When you think of someone playing video games, you most likely conjure up images of acne-faced teenagers, hunkered over joy sticks, fighting off demons or virtually racing the latest Formula One cars. But both the demographic of video games and their focus is changing. Video games have gained acceptance across all age demographics and there is a growing wave of video games known as “Health eGames.” These video games are the next big thing to revolutionize health care. In fact, citizens are voting with their dollars, even in the recession, buying and playing Health eGames.
However, there is currently a huge gap between what consumers are doing in this area and the wellness and condition management programming that exists today. In our research there are only a few examples of hospitals, health plans or wellness companies engaging with people through Health eGames. Consumers are asking the question “Why not play for health rather than just reading about it?” There are significant lessons for policy makers and health leaders if they just take time to observe how people today are getting active through Health eGames – from senior centers to millions of homes. Private industry and the Federal Government have found the benefit of games and interactive learning simulations and it is time that the health care industry take note and stop lagging behind.
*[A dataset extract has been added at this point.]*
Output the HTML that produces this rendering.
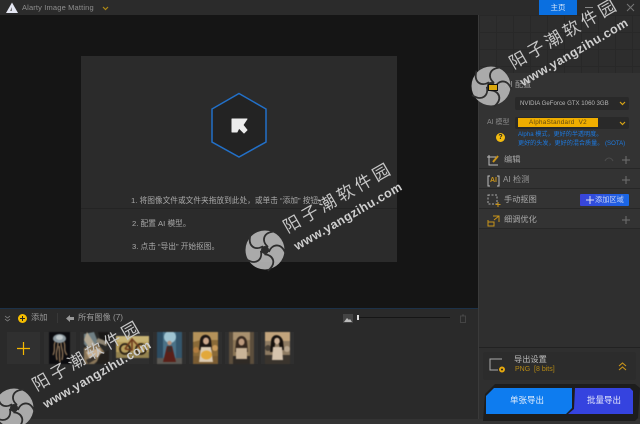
<!DOCTYPE html>
<html lang="zh"><head><meta charset="utf-8"><style>
html,body{margin:0;padding:0;background:#2a2a2a}
#r{position:relative;width:640px;height:424px;overflow:hidden;background:#151515;font-family:"Liberation Sans","Noto Sans CJK SC",sans-serif;color:#bbb}
.a{position:absolute;white-space:nowrap}
.t{font-size:8.2px;line-height:10px}
.th{position:absolute;top:332px;filter:blur(.5px)}
.wm{position:absolute;width:0;height:0}
.wm svg{position:absolute;left:-22px;top:-22px;opacity:.93}
.w1,.w2{position:absolute;white-space:nowrap;transform-origin:0 50%;transform:rotate(-30deg);color:#c6c6c6;line-height:20px}
.w1{font-size:17px;letter-spacing:3.600px;left:20px;top:-31px}
.w2{font-size:12.500px;font-weight:bold;letter-spacing:.45px;left:30px;top:-13px;color:#cfcfcf}
.row{position:absolute;left:479px;width:161px;height:19px;background:#333;border-bottom:1px solid #272727}
</style></head><body><div id="r">
<!-- title bar -->
<div class="a" style="left:0;top:0;width:640px;height:15px;background:#2b2b2b"></div>
<svg class="a" style="left:5px;top:2px" width="14" height="12" viewBox="0 0 14 12"><path d="M7 .5L13 11H1z" fill="#e4e6f2"/><path d="M7 5L5 9h2z" fill="#777"/></svg>
<div class="a" style="left:22px;top:3px;font-size:7.500px;line-height:10px;color:#8e8e8e;letter-spacing:.15px">Alarty Image Matting</div>
<svg class="a" style="left:102px;top:6px" width="7" height="5"><path d="M1 1l2.500 2.500L6 1" fill="none" stroke="#b08a14" stroke-width="1.200"/></svg>
<div class="a" style="left:539px;top:0;width:38px;height:15px;background:#0a6fe0;color:#dbe9fa;font-size:7.500px;line-height:15px;text-align:center">主页</div>
<div class="a" style="left:585px;top:7px;width:8px;height:1px;background:#888"></div>
<svg class="a" style="left:626px;top:3px" width="9" height="9"><path d="M1 1l7 7M8 1L1 8" stroke="#777"/></svg>

<!-- center card -->
<div class="a" style="left:81px;top:56px;width:316px;height:206px;background:#2b2b2b"></div>
<div class="a" style="left:81px;top:208px;width:316px;height:1px;background:#242424"></div>
<svg class="a" style="left:205px;top:88px" width="68" height="74" viewBox="0 0 68 74"><path d="M34 5.500L61 21V54L34 69L7 54V21Z" fill="#232323" stroke="#2270c8" stroke-width="1.500"/><path d="M27 31H42L38 37L42 42L39 45L34 40L32 44H27Z" fill="#ececec" stroke="#ececec" stroke-linejoin="round"/></svg>
<div class="a t" style="left:131px;top:196px;color:#aaa;font-size:7.700px">1. 将图像文件或文件夹拖放到此处，或单击 “添加” 按钮。</div>
<div class="a t" style="left:132px;top:219px;color:#aaa;font-size:7.700px">2. 配置 AI 模型。</div>
<div class="a t" style="left:132px;top:242px;color:#aaa;font-size:7.700px">3. 点击 “导出” 开始抠图。</div>

<!-- bottom panel -->
<div class="a" style="left:0;top:308px;width:478px;height:1px;background:#1c3148"></div>
<div class="a" style="left:0;top:309px;width:478px;height:110px;background:#2a2a2a"></div>
<div class="a" style="left:0;top:419px;width:640px;height:5px;background:#333"></div>
<svg class="a" style="left:4px;top:315px" width="7" height="7"><path d="M1 1l2.500 2 2.500-2M1 4l2.500 2 2.500-2" fill="none" stroke="#888" stroke-width=".8"/></svg>
<div class="a" style="left:18px;top:314px;width:9px;height:9px;border-radius:50%;background:#f5bd00"></div>
<div class="a" style="left:20px;top:318px;width:5px;height:1px;background:#222"></div>
<div class="a" style="left:22px;top:316px;width:1px;height:5px;background:#222"></div>
<div class="a t" style="left:31px;top:313px;color:#999">添加</div>
<div class="a" style="left:57px;top:313px;width:1px;height:10px;background:#383838"></div>
<svg class="a" style="left:66px;top:315px" width="8" height="7"><path d="M0 3.500L4 0V2H8V5H4V7Z" fill="#999"/></svg>
<div class="a t" style="left:78px;top:313px;color:#999">所有图像 (7)</div>
<svg class="a" style="left:343px;top:314px" width="10" height="9"><rect width="10" height="9" fill="#444"/><path d="M1 8L4 4l2 2 1-1 2 3z" fill="#bbb"/></svg>
<div class="a" style="left:357px;top:315px;width:2px;height:5px;background:#ddd"></div>
<div class="a" style="left:359px;top:317px;width:91px;height:1px;background:#161616"></div>
<svg class="a" style="left:459px;top:314px" width="8" height="9"><path d="M1 2H7M3 1H5M1.500 2V8.500H6.500V2" fill="none" stroke="#444"/></svg>

<div class="a" style="left:7px;top:332px;width:33px;height:32px;background:#303030"></div>
<svg class="a" style="left:17px;top:342px" width="13" height="13"><path d="M6.500 0V13M0 6.500H13" stroke="#f5b800" stroke-width="1.200"/></svg>
<div class="a" style="left:44px;top:332px;width:32px;height:32px;background:#2f2f2f"></div>
<div class="a" style="left:80px;top:332px;width:32px;height:32px;background:#2f2f2f"></div>
<div class="a" style="left:116px;top:332px;width:33px;height:32px;background:#2f2f2f"></div>
<div class="a" style="left:153px;top:332px;width:33px;height:32px;background:#2f2f2f"></div>
<div class="a" style="left:189px;top:332px;width:33px;height:32px;background:#2f2f2f"></div>
<div class="a" style="left:225px;top:332px;width:33px;height:32px;background:#2f2f2f"></div>
<div class="a" style="left:261px;top:332px;width:33px;height:32px;background:#2f2f2f"></div>

<svg class="th" style="left:49px" width="21" height="32" viewBox="0 0 21 32"><rect width="21" height="32" fill="#0c0c0f"/><ellipse cx="10.500" cy="6.500" rx="6.500" ry="4.500" fill="#8d9aa0"/><ellipse cx="10.500" cy="5.500" rx="3.500" ry="2.500" fill="#c2cacc"/><path d="M6 10C4 15 7 17 4 23M9 11C9 17 6 20 8 28M12 11C12 17 15 19 13 28M15 10C17 15 14 18 18 23M10 14C11 20 10 24 11 30" fill="none" stroke="#8f7558" stroke-width="1.300"/></svg>
<svg class="th" style="left:84px" width="25" height="32" viewBox="0 0 25 32"><rect width="25" height="32" fill="#2a2a28"/><path d="M0 2L10 0L14 10L6 18L0 12Z" fill="#6f7f84"/><path d="M3 0L12 14L8 20L0 8Z" fill="#b3a893"/><path d="M14 0H25V12L18 14Z" fill="#191817"/><path d="M0 16L14 12L22 22L10 32H0Z" fill="#8a7658"/><path d="M2 20L16 16L18 22L6 28Z" fill="#cab293"/><path d="M16 22L25 18V32H12Z" fill="#23201c"/><path d="M14 6L24 10L22 14L12 10Z" fill="#8d8472"/><path d="M2 28L10 24L12 27L4 32Z" fill="#39332c"/></svg>
<svg class="th" style="left:116px;top:336px" width="33" height="22" viewBox="0 0 33 22"><rect width="33" height="22" fill="#b89f5c"/><rect y="0" width="33" height="6" fill="#c8b474"/><rect y="16" width="33" height="6" fill="#93824f"/><circle cx="9" cy="13" r="5" fill="none" stroke="#2b2115" stroke-width="1.800"/><circle cx="25" cy="13" r="5" fill="none" stroke="#2b2115" stroke-width="1.800"/><path d="M9 13L16 3L25 13M16 3V14L9 13" fill="none" stroke="#6e3b1c" stroke-width="1.600"/></svg>
<svg class="th" style="left:157px" width="25" height="32" viewBox="0 0 25 32"><rect width="25" height="32" fill="#4a7288"/><rect width="6" height="32" fill="#2c4c62"/><rect x="19" width="6" height="32" fill="#34566c"/><ellipse cx="13" cy="5" rx="6" ry="6" fill="#9fc4d2"/><rect y="26" width="25" height="6" fill="#5c5a55"/><circle cx="12.500" cy="11" r="2.200" fill="#b98f7a"/><path d="M10 14H15L19 30H6Z" fill="#5a1f18"/><path d="M11 14H14L15 20H10Z" fill="#3a2a28"/></svg>
<svg class="th" style="left:193px" width="25" height="32" viewBox="0 0 25 32"><rect width="25" height="32" fill="#8a6a38"/><path d="M0 0H25V8L18 8H8L0 10Z" fill="#b4925a"/><rect y="24" width="25" height="8" fill="#7a5c32"/><circle cx="3" cy="18" r="3" fill="#b07c40"/><circle cx="22" cy="16" r="3" fill="#c89a5a"/><path d="M7 8C8 1 17 1 18 8L19 18H6Z" fill="#1c1512"/><ellipse cx="13" cy="9" rx="3" ry="3.500" fill="#cda88c"/><path d="M8 15H18L20 30H6Z" fill="#dccbb2"/><ellipse cx="13.500" cy="23" rx="5.500" ry="4.500" fill="#e2a83a"/></svg>
<svg class="th" style="left:229px" width="25" height="32" viewBox="0 0 25 32"><rect width="25" height="32" fill="#8c7656"/><rect width="25" height="8" fill="#a8906e"/><rect y="24" width="25" height="8" fill="#2f2a25"/><rect x="0" width="4" height="32" fill="#5c4e3c"/><rect x="21" width="4" height="32" fill="#5c4e3c"/><path d="M7 10C8 2 17 2 18 10L19 20H6Z" fill="#36281e"/><ellipse cx="12.500" cy="10" rx="3" ry="3.500" fill="#bc9a7e"/><path d="M7 16H18L18 27H7Z" fill="#c9b498"/></svg>
<svg class="th" style="left:265px" width="25" height="32" viewBox="0 0 25 32"><rect width="25" height="32" fill="#8e7b62"/><rect width="25" height="9" fill="#c2a47c"/><rect y="23" width="25" height="9" fill="#3a342d"/><circle cx="3" cy="16" r="3" fill="#4a4238"/><circle cx="22" cy="17" r="3" fill="#b8a68e"/><path d="M6 10C6 1 16 1 18 9L19 18H15L14 12H10L9 20H5Z" fill="#16110d"/><ellipse cx="12" cy="9" rx="2.800" ry="3.300" fill="#cfb49a"/><path d="M8 15H17L18 28H7Z" fill="#d5c3ad"/></svg>

<!-- right panel -->
<div class="a" style="left:478px;top:15px;width:162px;height:404px;background:#2f2f2f"></div>
<div class="a" style="left:478px;top:15px;width:1px;height:404px;background:#3a3a3a"></div>
<div class="a" style="left:479px;top:15px;width:161px;height:58px;background-color:#2d2d2d;background-image:linear-gradient(#282828 1px,transparent 1px),linear-gradient(90deg,#282828 1px,transparent 1px);background-size:17px 17px"></div>
<div class="a" style="left:479px;top:73px;width:161px;height:76px;background:#333;border-bottom:1px solid #272727"></div>
<div class="a t" style="left:505px;top:80px;color:#999">AI 配置</div>
<div class="a" style="left:515px;top:97px;width:114px;height:13px;background:#292929;border-radius:2px"></div>
<div class="a t" style="left:520px;top:99px;color:#b5b5b5;font-size:6.100px">NVIDIA GeForce GTX 1060 3GB</div>
<svg class="a" style="left:619px;top:101px" width="7" height="5"><path d="M1 1l2.500 2.500L6 1" fill="none" stroke="#d9a516" stroke-width="1.200"/></svg>
<div class="a t" style="left:487px;top:118px;color:#888;font-size:7px">AI 模型</div>
<div class="a" style="left:515px;top:117px;width:114px;height:12px;background:#292929;border-radius:2px"></div>
<div class="a" style="left:518px;top:118px;width:80px;height:9px;background:#f0ae00"></div>
<div class="a t" style="left:529px;top:118px;color:#5f4710;font-size:6.300px;line-height:9px;letter-spacing:.3px">AlphaStandard&nbsp; V2</div>
<svg class="a" style="left:619px;top:121px" width="7" height="5"><path d="M1 1l2.500 2.500L6 1" fill="none" stroke="#d9a516" stroke-width="1.200"/></svg>
<div class="a" style="left:496px;top:133px;width:9px;height:9px;border-radius:50%;background:#f2bb10;color:#222;font-size:7px;line-height:9px;text-align:center;font-weight:bold">?</div>
<div class="a" style="left:518px;top:130px;color:#1d7ae0;font-size:6.100px;line-height:9px">Alpha 模式，更好的半透明度。<br>更好的头发，更好的混合质量。 (SOTA)</div>

<div class="row" style="top:149px"></div>
<div class="row" style="top:169px"></div>
<div class="row" style="top:189px"></div>
<div class="row" style="top:209px"></div>
<svg class="a" style="left:486px;top:154px" width="14" height="13" fill="none"><path d="M1 3H10M3 1V11H12" stroke="#bbb"/><path d="M7 8L12 2" stroke="#c9941a" stroke-width="2"/></svg>
<div class="a t" style="left:504px;top:155px;color:#aaa">编辑</div>
<svg class="a" style="left:604px;top:156px" width="10" height="7" fill="none"><path d="M1 5C3 1 7 1 9 5" stroke="#4c4c4c"/></svg>
<svg class="a" style="left:622px;top:156px" width="8" height="8"><path d="M4 0V8M0 4H8" stroke="#707070"/></svg>
<svg class="a" style="left:487px;top:175px" width="13" height="12" fill="none"><path d="M3 1H1V11H3M10 1H12V11H10" stroke="#bbb"/></svg>
<div class="a" style="left:490px;top:176px;color:#c9941a;font-size:7px;line-height:10px;font-weight:bold">AI</div>
<div class="a t" style="left:503px;top:175px;color:#999">AI 检测</div>
<svg class="a" style="left:622px;top:176px" width="8" height="8"><path d="M4 0V8M0 4H8" stroke="#707070"/></svg>
<svg class="a" style="left:487px;top:194px" width="14" height="13" fill="none"><rect x="1" y="1" width="9" height="9" stroke="#aaa" stroke-dasharray="2 1.500"/><path d="M11 8V13M8.500 10.500H13.500" stroke="#c9941a"/></svg>
<div class="a t" style="left:504px;top:195px;color:#aaa">手动抠图</div>
<div class="a" style="left:580px;top:194px;width:49px;height:12px;background:linear-gradient(90deg,#3a43d8,#1968e6);border-radius:1px;color:#c8d4f4;font-size:7.200px;line-height:12px;text-indent:15px">添加区域</div>
<svg class="a" style="left:586px;top:196px" width="8" height="8"><path d="M4 0V8M0 4H8" stroke="#dde"/></svg>
<svg class="a" style="left:487px;top:214px" width="14" height="13" fill="none"><path d="M1 6V12H7V8H1" stroke="#c9941a"/><path d="M6 2H12V8M7 6L12 2" stroke="#c9941a"/></svg>
<div class="a t" style="left:504px;top:215px;color:#aaa">细调优化</div>
<svg class="a" style="left:622px;top:216px" width="8" height="8"><path d="M4 0V8M0 4H8" stroke="#707070"/></svg>

<!-- export -->
<div class="a" style="left:479px;top:347px;width:161px;height:1px;background:#222"></div>
<div class="a" style="left:483px;top:352px;width:153px;height:28px;background:#2c2c2c;border-radius:2px"></div>
<svg class="a" style="left:489px;top:357px" width="18" height="18" fill="none"><path d="M13 2H1V13H9" stroke="#aaa"/><circle cx="13" cy="12.500" r="2.500" fill="#e6a90f" stroke="#e6a90f"/><circle cx="13" cy="12.500" r="1" fill="#222"/></svg>
<div class="a t" style="left:514px;top:355px;color:#bbb">导出设置</div>
<div class="a t" style="left:515px;top:365px;color:#b58914;font-size:7px">PNG&nbsp; [8 bits]</div>
<svg class="a" style="left:618px;top:362px" width="9" height="9" fill="none"><path d="M1 4l3.500-3L8 4M1 8l3.500-3L8 8" stroke="#c9941a" stroke-width="1.100"/></svg>
<svg class="a" style="left:483px;top:384px" width="157" height="38" viewBox="0 0 157 38"><path d="M0 37L2 10L12 0H152L157 4L155 34L152 37Z" fill="#1d1d1d"/><path d="M3 12L11 4H89V24L83 30H3Z" fill="#0e7cef"/><path d="M92 4H147L150 7V30H85L91 25Z" fill="#3543df"/></svg>
<div class="a" style="left:510px;top:394px;color:#e4eefc;font-size:8.500px;line-height:12px">单张导出</div>
<div class="a" style="left:587px;top:394px;color:#e6e8fc;font-size:8.500px;line-height:12px">批量导出</div>

<!-- watermarks -->
<div class="wm" style="left:491px;top:86px"><svg width="44" height="44" viewBox="-22 -22 44 44"><circle r="19.500" fill="#b4b4b4"/><g fill="none" stroke="#2e2e2e" stroke-width="1.800"><path d="M3-3C-4-9-2-18 10-18.500"/><path d="M3-3C-4-9-2-18 10-18.500" transform="rotate(72)"/><path d="M3-3C-4-9-2-18 10-18.500" transform="rotate(144)"/><path d="M3-3C-4-9-2-18 10-18.500" transform="rotate(216)"/><path d="M3-3C-4-9-2-18 10-18.500" transform="rotate(288)"/></g><circle r="4" fill="#2e2e2e"/></svg><div class="w1">阳子潮软件园</div><div class="w2">www.yangzihu.com</div></div>
<div class="a" style="left:488px;top:84px;width:8px;height:5px;background:#d9a70e;border:1px solid #111"></div>
<div class="wm" style="left:265px;top:250px"><svg width="44" height="44" viewBox="-22 -22 44 44"><circle r="19.500" fill="#b4b4b4"/><g fill="none" stroke="#2e2e2e" stroke-width="1.800"><path d="M3-3C-4-9-2-18 10-18.500"/><path d="M3-3C-4-9-2-18 10-18.500" transform="rotate(72)"/><path d="M3-3C-4-9-2-18 10-18.500" transform="rotate(144)"/><path d="M3-3C-4-9-2-18 10-18.500" transform="rotate(216)"/><path d="M3-3C-4-9-2-18 10-18.500" transform="rotate(288)"/></g><circle r="4" fill="#2e2e2e"/></svg><div class="w1">阳子潮软件园</div><div class="w2">www.yangzihu.com</div></div>
<div class="wm" style="left:14px;top:408px"><svg width="44" height="44" viewBox="-22 -22 44 44"><circle r="19.500" fill="#b4b4b4"/><g fill="none" stroke="#2e2e2e" stroke-width="1.800"><path d="M3-3C-4-9-2-18 10-18.500"/><path d="M3-3C-4-9-2-18 10-18.500" transform="rotate(72)"/><path d="M3-3C-4-9-2-18 10-18.500" transform="rotate(144)"/><path d="M3-3C-4-9-2-18 10-18.500" transform="rotate(216)"/><path d="M3-3C-4-9-2-18 10-18.500" transform="rotate(288)"/></g><circle r="4" fill="#2e2e2e"/></svg><div class="w1">阳子潮软件园</div><div class="w2">www.yangzihu.com</div></div>
</div></body></html>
According to iConecto’s “Health eGames Market Report – How Video Games, Social Media and Virtual Worlds will Revolutionize Health,” there are nearly 600 health eGames and health eApps available today. A health eGame delivers health benefits and promotes healthy behaviors, health education or professional training. Categories of health eGames include: exer-games, which require some form of physical activity; brain games exercising cognitive functions, healthy behavior games like healthy eating and smoking cessation, and condition management games focusing on a variety of conditions from diabetes and asthma to cancer and autism.
The largest category of health eGames is the exer-game market with an estimated market size exceeding $6.2 billion. The fastest growing exer-game on the market today is Nintendo’s Wii Fit, a console game that isn’t your typical first-person shooter game. Instead, the Wii Fit allows you to practice a variety of yoga poses and practice strength exercises, aerobic and balance games. Using the Wii Fit balance board, the game tracks your body mass index, encourages you to set realistic weight loss goals and tracks your progress. Who thought video games would actually encourage you to get off the couch and start moving? This is also true of a myriad of healthy iPhone applications (“apps”) that can track your steps, count calories, or remind you to stretch your muscles so you don’t get stiff sitting at your desk, as the popular iPump Office Stretch does.
The second largest health eGames category is brain fitness. SharpBrains, a market research firm, estimates the size of the US brain fitness software segment was at $225 million in 2007. Again, Nintendo is the big winner in this category with their popular selling titles “Brain Age” and “Brain Age 2” played on the Nintendo hand-held DS console. In addition to providing challenging brain exercises, including Sudoku puzzles and a Rock, Paper, Scissor game, Brain Age provides you with an estimate of your brain’s age and you’ll want to be shooting for the ideal age of 20 years old. I feel lucky that I’m able to reach my actual age of 45 – but I’ll keep being inspired to play more to get that age down. Other popular brain fitness sites include Happy Neuron, Sharp Brains, and Lumosity.
Some exciting examples of health eGames in the condition management category include Hope Lab’s ReMission game, a video game that helps kids with cancer combat the disease by taking Roxxi the nanobot inside a virtual representation of the body and killing cancer cells, or Escape from Diab, a game designed to promote healthy eating and exercise for obesity and type 2 diabetes prevention. ReMission has completed clinical trials that show a number of benefits from cancer patients playing the game and Escape from Diab is currently conducting clinical trials to show the games efficacy.
The growth of health eGames and applications are just starting to get the leaders in the healthcare industry to take notice. The integration of games as part of the growing culture of digitally enabled wellness, PHR and care management solutions is slowly taking off. We believe that in order to stay competitive, health care, wellness and insurance providers will have to offer online video gaming arcades on their web sites as a way to educate and engage visitors and support better health and lower health care costs. And playing these video games is an easier pill to swallow than the dry web sites of the past.